Written instruction: Repeat all the material exactly; pictures stay out of your copy.

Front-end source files
□ □ □ □

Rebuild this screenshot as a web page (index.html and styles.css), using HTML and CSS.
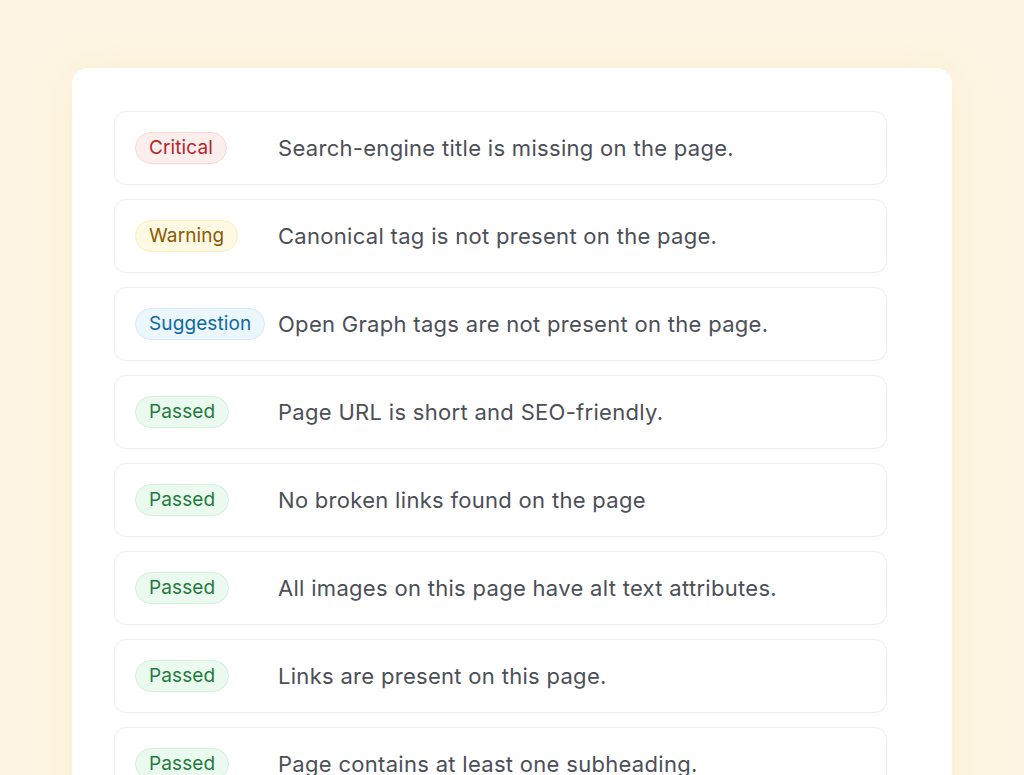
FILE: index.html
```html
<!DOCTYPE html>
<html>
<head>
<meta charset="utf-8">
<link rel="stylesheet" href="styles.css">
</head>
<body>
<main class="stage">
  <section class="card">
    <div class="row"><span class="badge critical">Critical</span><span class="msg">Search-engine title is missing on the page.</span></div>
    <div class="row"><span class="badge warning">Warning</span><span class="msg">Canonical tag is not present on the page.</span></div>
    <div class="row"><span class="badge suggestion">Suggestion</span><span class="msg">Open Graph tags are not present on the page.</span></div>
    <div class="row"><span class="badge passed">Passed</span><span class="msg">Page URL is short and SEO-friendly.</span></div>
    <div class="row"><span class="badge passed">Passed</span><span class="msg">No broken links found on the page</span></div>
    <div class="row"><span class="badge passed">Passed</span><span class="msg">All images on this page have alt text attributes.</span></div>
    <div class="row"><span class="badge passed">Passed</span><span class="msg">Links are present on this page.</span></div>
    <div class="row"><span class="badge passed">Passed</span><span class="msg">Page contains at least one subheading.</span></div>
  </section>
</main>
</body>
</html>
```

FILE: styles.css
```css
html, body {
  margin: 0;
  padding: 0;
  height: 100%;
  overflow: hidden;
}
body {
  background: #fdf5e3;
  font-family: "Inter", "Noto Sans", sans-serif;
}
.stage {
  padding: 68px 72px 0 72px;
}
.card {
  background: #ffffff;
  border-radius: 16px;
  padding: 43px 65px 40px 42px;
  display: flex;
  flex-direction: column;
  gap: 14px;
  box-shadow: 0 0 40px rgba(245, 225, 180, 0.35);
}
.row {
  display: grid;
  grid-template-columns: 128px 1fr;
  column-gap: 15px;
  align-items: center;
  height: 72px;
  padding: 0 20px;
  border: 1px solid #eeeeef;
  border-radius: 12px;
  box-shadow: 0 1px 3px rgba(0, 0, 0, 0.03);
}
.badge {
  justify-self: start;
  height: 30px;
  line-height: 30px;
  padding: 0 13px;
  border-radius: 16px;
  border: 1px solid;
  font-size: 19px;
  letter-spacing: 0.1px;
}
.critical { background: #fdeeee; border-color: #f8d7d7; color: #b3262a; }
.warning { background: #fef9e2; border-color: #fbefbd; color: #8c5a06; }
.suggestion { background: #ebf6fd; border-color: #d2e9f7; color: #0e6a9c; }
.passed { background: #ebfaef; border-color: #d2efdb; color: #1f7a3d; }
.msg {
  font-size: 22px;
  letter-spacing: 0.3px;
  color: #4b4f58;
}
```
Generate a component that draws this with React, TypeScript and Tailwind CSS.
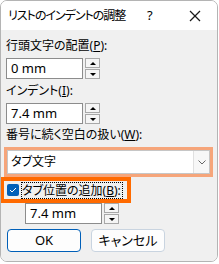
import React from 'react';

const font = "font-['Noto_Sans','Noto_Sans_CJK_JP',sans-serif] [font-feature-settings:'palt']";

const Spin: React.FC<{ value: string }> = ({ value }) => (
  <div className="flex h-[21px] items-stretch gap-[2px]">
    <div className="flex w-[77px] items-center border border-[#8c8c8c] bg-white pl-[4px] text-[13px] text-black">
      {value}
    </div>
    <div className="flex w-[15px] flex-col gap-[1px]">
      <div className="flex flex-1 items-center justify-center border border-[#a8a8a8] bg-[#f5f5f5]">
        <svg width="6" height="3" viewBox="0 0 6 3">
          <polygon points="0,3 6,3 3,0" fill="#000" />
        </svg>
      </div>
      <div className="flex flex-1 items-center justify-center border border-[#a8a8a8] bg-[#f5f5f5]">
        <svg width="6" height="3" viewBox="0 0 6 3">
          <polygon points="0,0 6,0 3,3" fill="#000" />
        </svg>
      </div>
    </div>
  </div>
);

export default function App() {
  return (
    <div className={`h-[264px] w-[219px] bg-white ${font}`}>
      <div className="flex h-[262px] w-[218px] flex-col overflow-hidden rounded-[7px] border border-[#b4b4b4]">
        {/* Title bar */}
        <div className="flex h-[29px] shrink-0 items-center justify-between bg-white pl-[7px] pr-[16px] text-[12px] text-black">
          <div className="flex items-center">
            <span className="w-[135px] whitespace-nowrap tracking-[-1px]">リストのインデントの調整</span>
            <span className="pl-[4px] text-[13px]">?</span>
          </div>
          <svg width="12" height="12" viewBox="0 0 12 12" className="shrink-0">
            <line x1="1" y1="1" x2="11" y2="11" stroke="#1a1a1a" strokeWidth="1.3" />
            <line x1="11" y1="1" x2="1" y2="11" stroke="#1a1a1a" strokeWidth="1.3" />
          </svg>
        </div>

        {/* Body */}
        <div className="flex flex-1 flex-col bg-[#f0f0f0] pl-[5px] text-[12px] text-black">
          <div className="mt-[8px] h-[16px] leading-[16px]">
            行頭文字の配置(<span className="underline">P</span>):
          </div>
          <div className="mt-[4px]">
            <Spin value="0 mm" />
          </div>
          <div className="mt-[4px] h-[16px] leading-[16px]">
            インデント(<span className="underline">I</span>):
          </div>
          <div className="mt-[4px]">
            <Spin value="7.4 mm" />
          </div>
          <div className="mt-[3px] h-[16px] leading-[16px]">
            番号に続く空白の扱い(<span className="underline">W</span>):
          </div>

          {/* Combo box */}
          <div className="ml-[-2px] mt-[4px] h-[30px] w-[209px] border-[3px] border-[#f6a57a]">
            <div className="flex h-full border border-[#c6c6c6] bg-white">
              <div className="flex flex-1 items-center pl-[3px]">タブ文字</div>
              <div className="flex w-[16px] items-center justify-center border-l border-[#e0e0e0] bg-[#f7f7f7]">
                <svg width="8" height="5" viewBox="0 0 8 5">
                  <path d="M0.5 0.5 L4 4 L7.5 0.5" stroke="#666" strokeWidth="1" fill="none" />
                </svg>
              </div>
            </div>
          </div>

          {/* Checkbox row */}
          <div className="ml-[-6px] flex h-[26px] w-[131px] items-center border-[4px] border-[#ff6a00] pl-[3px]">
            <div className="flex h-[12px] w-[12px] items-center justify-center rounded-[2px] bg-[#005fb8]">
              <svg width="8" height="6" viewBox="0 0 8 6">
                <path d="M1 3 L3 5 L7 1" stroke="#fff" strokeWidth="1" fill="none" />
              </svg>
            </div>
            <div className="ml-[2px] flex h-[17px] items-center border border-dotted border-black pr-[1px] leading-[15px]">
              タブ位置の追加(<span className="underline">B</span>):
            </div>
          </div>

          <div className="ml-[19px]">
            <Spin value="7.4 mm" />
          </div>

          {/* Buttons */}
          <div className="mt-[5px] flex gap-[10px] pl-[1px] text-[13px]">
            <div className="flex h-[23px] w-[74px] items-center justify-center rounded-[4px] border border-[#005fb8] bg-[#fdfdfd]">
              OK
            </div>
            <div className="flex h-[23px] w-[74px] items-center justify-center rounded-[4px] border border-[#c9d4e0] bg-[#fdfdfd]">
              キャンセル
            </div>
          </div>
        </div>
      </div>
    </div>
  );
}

□ □ □ □

Response to this exercise:
Rebuild this screenshot as a web page (index.html and styles.css), using HTML and CSS.
FILE: index.html
```html
<!DOCTYPE html>
<html>
<head>
<meta charset="utf-8">
<link rel="stylesheet" href="styles.css">
</head>
<body>
<main class="stage">
  <section class="card">
    <div class="row"><span class="badge critical">Critical</span><span class="msg">Search-engine title is missing on the page.</span></div>
    <div class="row"><span class="badge warning">Warning</span><span class="msg">Canonical tag is not present on the page.</span></div>
    <div class="row"><span class="badge suggestion">Suggestion</span><span class="msg">Open Graph tags are not present on the page.</span></div>
    <div class="row"><span class="badge passed">Passed</span><span class="msg">Page URL is short and SEO-friendly.</span></div>
    <div class="row"><span class="badge passed">Passed</span><span class="msg">No broken links found on the page</span></div>
    <div class="row"><span class="badge passed">Passed</span><span class="msg">All images on this page have alt text attributes.</span></div>
    <div class="row"><span class="badge passed">Passed</span><span class="msg">Links are present on this page.</span></div>
    <div class="row"><span class="badge passed">Passed</span><span class="msg">Page contains at least one subheading.</span></div>
  </section>
</main>
</body>
</html>
```

FILE: styles.css
```css
html, body {
  margin: 0;
  padding: 0;
  height: 100%;
  overflow: hidden;
}
body {
  background: #fdf5e3;
  font-family: "Inter", "Noto Sans", sans-serif;
}
.stage {
  padding: 68px 72px 0 72px;
}
.card {
  background: #ffffff;
  border-radius: 16px;
  padding: 43px 65px 40px 42px;
  display: flex;
  flex-direction: column;
  gap: 14px;
  box-shadow: 0 0 40px rgba(245, 225, 180, 0.35);
}
.row {
  display: grid;
  grid-template-columns: 128px 1fr;
  column-gap: 15px;
  align-items: center;
  height: 72px;
  padding: 0 20px;
  border: 1px solid #eeeeef;
  border-radius: 12px;
  box-shadow: 0 1px 3px rgba(0, 0, 0, 0.03);
}
.badge {
  justify-self: start;
  height: 30px;
  line-height: 30px;
  padding: 0 13px;
  border-radius: 16px;
  border: 1px solid;
  font-size: 19px;
  letter-spacing: 0.1px;
}
.critical { background: #fdeeee; border-color: #f8d7d7; color: #b3262a; }
.warning { background: #fef9e2; border-color: #fbefbd; color: #8c5a06; }
.suggestion { background: #ebf6fd; border-color: #d2e9f7; color: #0e6a9c; }
.passed { background: #ebfaef; border-color: #d2efdb; color: #1f7a3d; }
.msg {
  font-size: 22px;
  letter-spacing: 0.3px;
  color: #4b4f58;
}
```
Generate a component that draws this with React, TypeScript and Tailwind CSS.
import React from 'react';

const font = "font-['Noto_Sans','Noto_Sans_CJK_JP',sans-serif] [font-feature-settings:'palt']";

const Spin: React.FC<{ value: string }> = ({ value }) => (
  <div className="flex h-[21px] items-stretch gap-[2px]">
    <div className="flex w-[77px] items-center border border-[#8c8c8c] bg-white pl-[4px] text-[13px] text-black">
      {value}
    </div>
    <div className="flex w-[15px] flex-col gap-[1px]">
      <div className="flex flex-1 items-center justify-center border border-[#a8a8a8] bg-[#f5f5f5]">
        <svg width="6" height="3" viewBox="0 0 6 3">
          <polygon points="0,3 6,3 3,0" fill="#000" />
        </svg>
      </div>
      <div className="flex flex-1 items-center justify-center border border-[#a8a8a8] bg-[#f5f5f5]">
        <svg width="6" height="3" viewBox="0 0 6 3">
          <polygon points="0,0 6,0 3,3" fill="#000" />
        </svg>
      </div>
    </div>
  </div>
);

export default function App() {
  return (
    <div className={`h-[264px] w-[219px] bg-white ${font}`}>
      <div className="flex h-[262px] w-[218px] flex-col overflow-hidden rounded-[7px] border border-[#b4b4b4]">
        {/* Title bar */}
        <div className="flex h-[29px] shrink-0 items-center justify-between bg-white pl-[7px] pr-[16px] text-[12px] text-black">
          <div className="flex items-center">
            <span className="w-[135px] whitespace-nowrap tracking-[-1px]">リストのインデントの調整</span>
            <span className="pl-[4px] text-[13px]">?</span>
          </div>
          <svg width="12" height="12" viewBox="0 0 12 12" className="shrink-0">
            <line x1="1" y1="1" x2="11" y2="11" stroke="#1a1a1a" strokeWidth="1.3" />
            <line x1="11" y1="1" x2="1" y2="11" stroke="#1a1a1a" strokeWidth="1.3" />
          </svg>
        </div>

        {/* Body */}
        <div className="flex flex-1 flex-col bg-[#f0f0f0] pl-[5px] text-[12px] text-black">
          <div className="mt-[8px] h-[16px] leading-[16px]">
            行頭文字の配置(<span className="underline">P</span>):
          </div>
          <div className="mt-[4px]">
            <Spin value="0 mm" />
          </div>
          <div className="mt-[4px] h-[16px] leading-[16px]">
            インデント(<span className="underline">I</span>):
          </div>
          <div className="mt-[4px]">
            <Spin value="7.4 mm" />
          </div>
          <div className="mt-[3px] h-[16px] leading-[16px]">
            番号に続く空白の扱い(<span className="underline">W</span>):
          </div>

          {/* Combo box */}
          <div className="ml-[-2px] mt-[4px] h-[30px] w-[209px] border-[3px] border-[#f6a57a]">
            <div className="flex h-full border border-[#c6c6c6] bg-white">
              <div className="flex flex-1 items-center pl-[3px]">タブ文字</div>
              <div className="flex w-[16px] items-center justify-center border-l border-[#e0e0e0] bg-[#f7f7f7]">
                <svg width="8" height="5" viewBox="0 0 8 5">
                  <path d="M0.5 0.5 L4 4 L7.5 0.5" stroke="#666" strokeWidth="1" fill="none" />
                </svg>
              </div>
            </div>
          </div>

          {/* Checkbox row */}
          <div className="ml-[-6px] flex h-[26px] w-[131px] items-center border-[4px] border-[#ff6a00] pl-[3px]">
            <div className="flex h-[12px] w-[12px] items-center justify-center rounded-[2px] bg-[#005fb8]">
              <svg width="8" height="6" viewBox="0 0 8 6">
                <path d="M1 3 L3 5 L7 1" stroke="#fff" strokeWidth="1" fill="none" />
              </svg>
            </div>
            <div className="ml-[2px] flex h-[17px] items-center border border-dotted border-black pr-[1px] leading-[15px]">
              タブ位置の追加(<span className="underline">B</span>):
            </div>
          </div>

          <div className="ml-[19px]">
            <Spin value="7.4 mm" />
          </div>

          {/* Buttons */}
          <div className="mt-[5px] flex gap-[10px] pl-[1px] text-[13px]">
            <div className="flex h-[23px] w-[74px] items-center justify-center rounded-[4px] border border-[#005fb8] bg-[#fdfdfd]">
              OK
            </div>
            <div className="flex h-[23px] w-[74px] items-center justify-center rounded-[4px] border border-[#c9d4e0] bg-[#fdfdfd]">
              キャンセル
            </div>
          </div>
        </div>
      </div>
    </div>
  );
}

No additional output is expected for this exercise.